Google Groups no longer supports new Usenet posts or subscriptions. Historical content remains viewable.
Dismiss

Code to recognize MS-Word document files?

16 views
Skip to first unread message

Grant Edwards

unread,
Mar 4, 2003, 11:26:43 AM3/4/03
to
I'm looking for a snippet of python that I can use to determine
if a file is a MS-Word document. People around here seem to
have gotten into the habit of attaching MS-Word files without a
".doc" on the name.

Even with the .doc, the mimetypes module doesn't seem to get it
right. :(

--
Grant Edwards grante Yow! Hey, LOOK!! A pair of
at SIZE 9 CAPRI PANTS!! They
visi.com probably belong to SAMMY
DAVIS, JR.!!

"Martin v. Löwis"

unread,
Mar 4, 2003, 11:51:53 AM3/4/03
to
Grant Edwards wrote:
> I'm looking for a snippet of python that I can use to determine
> if a file is a MS-Word document. People around here seem to
> have gotten into the habit of attaching MS-Word files without a
> ".doc" on the name.

The GNU file command can do this recognition, atleast partially. I'm not
aware of a Python wrapper around it, but it shouldn't be too difficult.

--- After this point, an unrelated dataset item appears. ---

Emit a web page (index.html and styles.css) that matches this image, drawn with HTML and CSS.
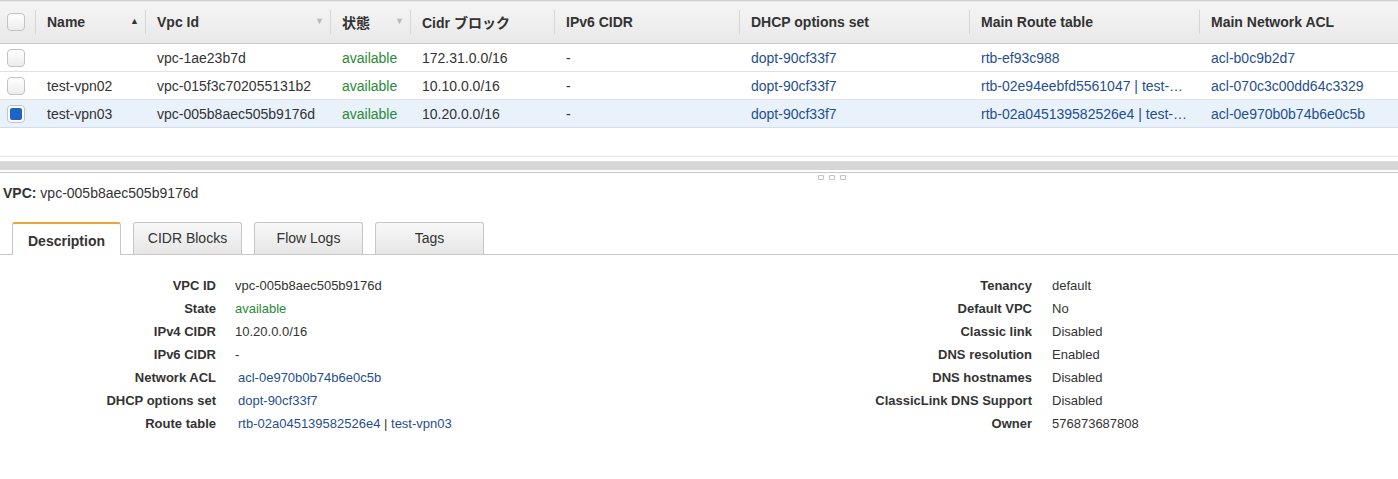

GNU file will report MS-Word files as "Microsoft Office Document".
Whether it is possible to infer them as "Word", I don't know.

Regards,
Martin

Grant Edwards

unread,
Mar 4, 2003, 11:59:40 AM3/4/03
to
In article <b42lj9$b2q$05$2...@news.t-online.com>, Martin v. Löwis wrote:

>> I'm looking for a snippet of python that I can use to determine
>> if a file is a MS-Word document.
>

> The GNU file command can do this recognition, atleast partially.

I should have though of that!

> I'm not aware of a Python wrapper around it, but it shouldn't
> be too difficult.

The code needs to run on a win32 platform, but I can probably
glean enough information from /usr/share/magic to figure it
out.

> GNU file will report MS-Word files as "Microsoft Office Document".
> Whether it is possible to infer them as "Word", I don't know.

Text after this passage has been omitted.